Questions are essential in education, but there are some who rarely ask them. This disposition shows a profound lake of curiosity. Curiosity is what opens us to the attraction of questions. Curiosity is closely akin to freedom. Curiosity is the mind acting with its own sense of self-determination-- confident that it is safe in its own leisure.

When we think that we are under attack or that life pressures will soon crush us, we close down and look for immediate solutions to our pressing needs. We cannot afford to be curious or to delight in wonder, because they do not appear to provide the immediate answers we feel we must find. Courage and curiosity are closely related. One of the beautiful aspects of a good childhood is that a parent can create a safe space for a child to feel secure enough to follow his curiosity and live without fear. This safe space for curiosity is gradually striped from the child as we continue to warn them about the dangers faced in the future. The future does need to be faced, and we need to buckle down and find our place in the common societal yoke; however, we can be penny-wise and pound foolish. Curiosity is a much more potent force in education than fear.

Curiosity is more important in education than fear because we were born for freedom and not slavery. Everything that we fear in life while eventually sink into the sands of time, particularly death and taxes, and everything that is beautiful and lovely is not only eternal but will delight our souls with its pregnant meaning.

We cannot frighten our children into educating themselves. This brow-beating simply grinds them down as we impress upon them our own conviction that they were born to the slave house. The kingdom of God requires we be like little children, not accountants or prophets of doom.
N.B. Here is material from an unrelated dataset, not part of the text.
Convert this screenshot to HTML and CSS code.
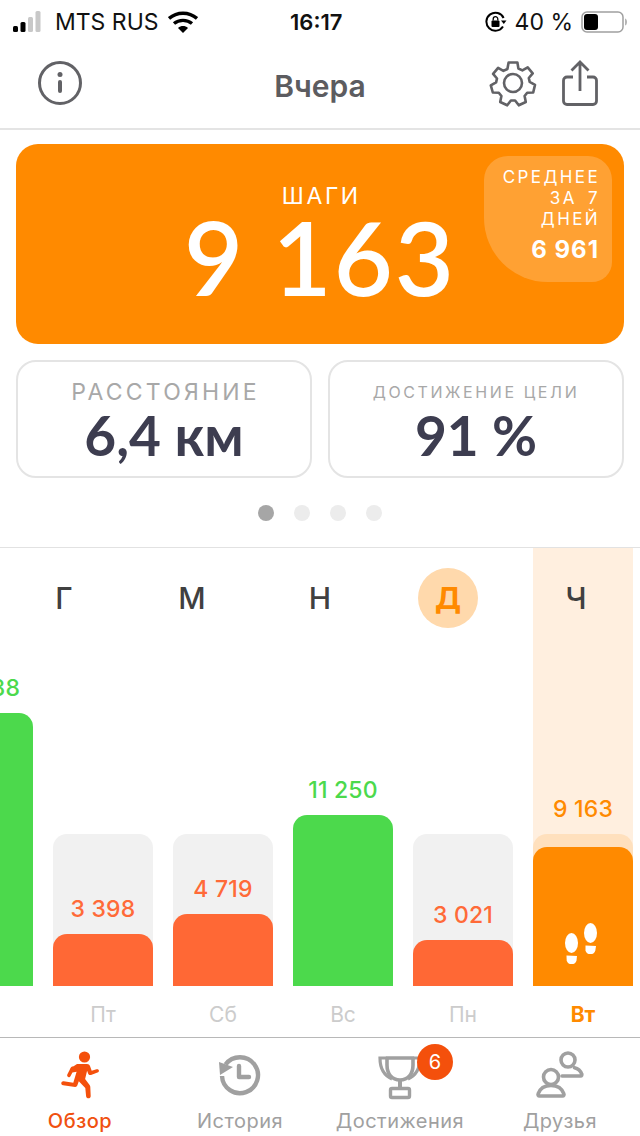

Education is exhausting without curiosity. To stretch a young mind to do great things is a huge endeavor. A young mind often is bound to the small world that it is familiar with. Yet, to draw it out and help it see what is truly worth knowing in human history requires a large amount of reading and reflection. Using fear and warnings about future income levels will never inspire a child beyond the lowest levels of mediocrity. The fight against small mindedness is a desperate fight and demands we bring in the big guns: curiosity.

The master educator is skilled at presenting an issue in the terms that naturally show why it is so worthy of our curiosity. Difficult questions abound in life. We actually need to conduct ourselves very carefully if we are going to successfully obscure the curious in life.

Curiosity provokes the mind to tug and tear at the persistently pesky questions of life. What can we know of God? What is my nature and what does a well-lived life look like? Why do we desire friendship and how is it formed? How much truth can really be known?

Curiosity is often provoked by those questions that are the most difficult to answer and these questions are rarely easily reduced to a multiple choice test. Curiosity does not easily find a place in factory model education. It is precisely this ideal that makes us flee the factory to pursue the intimate and the human.

As a younger teacher I was quite impressed by the students who could read, remember and digest large amount of complex reading and then converse about it eloquently with apparent ease. Yet, after seeing many of these students have little enduring devotion to the pursuit of truth, I came to realize what I was watching was a natural skill, not the goal of education I should encourage. Often it was the late bloomers who were slow, but still deeply understood and appreciated what they learned who showed more fruit through the years. I am afraid that the mental speed of some arises only because they think with their mind alone and do not take time for the soul’s rumination.

Curiosity digs deep in the soul and is the only effective motivation for students to courageously face the complexity of a life of wisdom. It is a slower path, but yields lovely fruit in due season.